--- begin SOURCE DATA ---

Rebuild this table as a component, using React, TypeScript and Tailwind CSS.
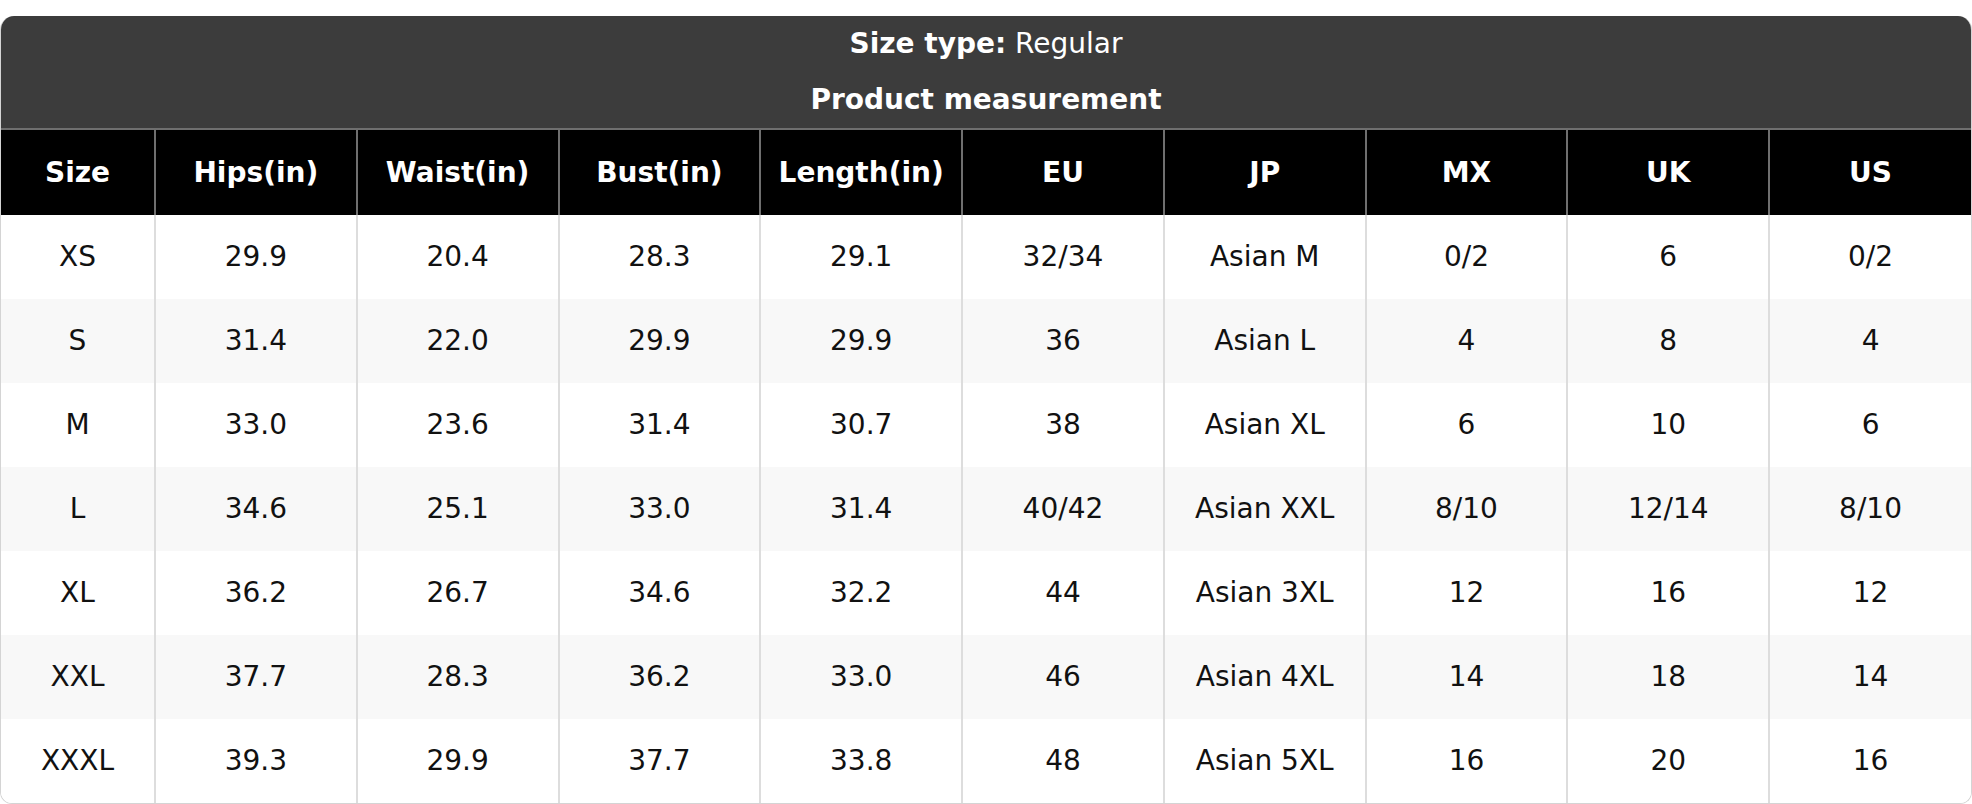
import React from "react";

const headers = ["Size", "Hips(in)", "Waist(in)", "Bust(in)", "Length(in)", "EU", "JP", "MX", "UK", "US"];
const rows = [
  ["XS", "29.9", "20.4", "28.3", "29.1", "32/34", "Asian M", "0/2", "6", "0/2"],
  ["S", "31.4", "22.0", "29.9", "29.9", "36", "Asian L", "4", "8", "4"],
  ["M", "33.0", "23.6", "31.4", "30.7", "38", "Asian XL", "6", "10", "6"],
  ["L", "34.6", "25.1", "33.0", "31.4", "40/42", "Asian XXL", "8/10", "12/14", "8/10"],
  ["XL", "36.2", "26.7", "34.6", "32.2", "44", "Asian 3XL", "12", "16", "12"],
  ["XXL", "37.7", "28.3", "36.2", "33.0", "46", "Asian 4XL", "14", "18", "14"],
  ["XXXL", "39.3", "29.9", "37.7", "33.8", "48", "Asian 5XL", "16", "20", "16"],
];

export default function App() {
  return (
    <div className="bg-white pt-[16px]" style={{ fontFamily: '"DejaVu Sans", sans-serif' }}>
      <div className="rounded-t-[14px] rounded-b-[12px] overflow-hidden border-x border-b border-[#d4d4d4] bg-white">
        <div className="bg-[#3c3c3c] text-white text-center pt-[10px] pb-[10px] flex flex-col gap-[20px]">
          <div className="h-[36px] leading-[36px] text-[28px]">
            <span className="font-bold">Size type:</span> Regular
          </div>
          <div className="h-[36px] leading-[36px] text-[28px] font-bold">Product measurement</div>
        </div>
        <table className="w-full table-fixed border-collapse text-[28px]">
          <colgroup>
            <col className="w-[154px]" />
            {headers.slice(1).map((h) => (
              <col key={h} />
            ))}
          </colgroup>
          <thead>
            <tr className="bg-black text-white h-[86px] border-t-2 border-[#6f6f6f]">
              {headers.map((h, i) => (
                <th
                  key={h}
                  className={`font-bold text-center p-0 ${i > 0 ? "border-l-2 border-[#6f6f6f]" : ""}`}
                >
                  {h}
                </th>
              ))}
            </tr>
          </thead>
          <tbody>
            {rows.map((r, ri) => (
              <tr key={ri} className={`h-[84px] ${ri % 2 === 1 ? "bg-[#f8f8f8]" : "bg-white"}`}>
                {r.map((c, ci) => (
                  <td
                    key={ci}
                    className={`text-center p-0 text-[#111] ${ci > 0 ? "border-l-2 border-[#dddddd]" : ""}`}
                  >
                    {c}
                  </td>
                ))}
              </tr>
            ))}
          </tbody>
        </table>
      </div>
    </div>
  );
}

--- end SOURCE DATA ---

§ **EXERCISE AIM**
Go through the listing above and quote it exactly, apart from its images.

§ **TASK OUTPUT**
Rebuild this table as a component, using React, TypeScript and Tailwind CSS.
import React from "react";

const headers = ["Size", "Hips(in)", "Waist(in)", "Bust(in)", "Length(in)", "EU", "JP", "MX", "UK", "US"];
const rows = [
  ["XS", "29.9", "20.4", "28.3", "29.1", "32/34", "Asian M", "0/2", "6", "0/2"],
  ["S", "31.4", "22.0", "29.9", "29.9", "36", "Asian L", "4", "8", "4"],
  ["M", "33.0", "23.6", "31.4", "30.7", "38", "Asian XL", "6", "10", "6"],
  ["L", "34.6", "25.1", "33.0", "31.4", "40/42", "Asian XXL", "8/10", "12/14", "8/10"],
  ["XL", "36.2", "26.7", "34.6", "32.2", "44", "Asian 3XL", "12", "16", "12"],
  ["XXL", "37.7", "28.3", "36.2", "33.0", "46", "Asian 4XL", "14", "18", "14"],
  ["XXXL", "39.3", "29.9", "37.7", "33.8", "48", "Asian 5XL", "16", "20", "16"],
];

export default function App() {
  return (
    <div className="bg-white pt-[16px]" style={{ fontFamily: '"DejaVu Sans", sans-serif' }}>
      <div className="rounded-t-[14px] rounded-b-[12px] overflow-hidden border-x border-b border-[#d4d4d4] bg-white">
        <div className="bg-[#3c3c3c] text-white text-center pt-[10px] pb-[10px] flex flex-col gap-[20px]">
          <div className="h-[36px] leading-[36px] text-[28px]">
            <span className="font-bold">Size type:</span> Regular
          </div>
          <div className="h-[36px] leading-[36px] text-[28px] font-bold">Product measurement</div>
        </div>
        <table className="w-full table-fixed border-collapse text-[28px]">
          <colgroup>
            <col className="w-[154px]" />
            {headers.slice(1).map((h) => (
              <col key={h} />
            ))}
          </colgroup>
          <thead>
            <tr className="bg-black text-white h-[86px] border-t-2 border-[#6f6f6f]">
              {headers.map((h, i) => (
                <th
                  key={h}
                  className={`font-bold text-center p-0 ${i > 0 ? "border-l-2 border-[#6f6f6f]" : ""}`}
                >
                  {h}
                </th>
              ))}
            </tr>
          </thead>
          <tbody>
            {rows.map((r, ri) => (
              <tr key={ri} className={`h-[84px] ${ri % 2 === 1 ? "bg-[#f8f8f8]" : "bg-white"}`}>
                {r.map((c, ci) => (
                  <td
                    key={ci}
                    className={`text-center p-0 text-[#111] ${ci > 0 ? "border-l-2 border-[#dddddd]" : ""}`}
                  >
                    {c}
                  </td>
                ))}
              </tr>
            ))}
          </tbody>
        </table>
      </div>
    </div>
  );
}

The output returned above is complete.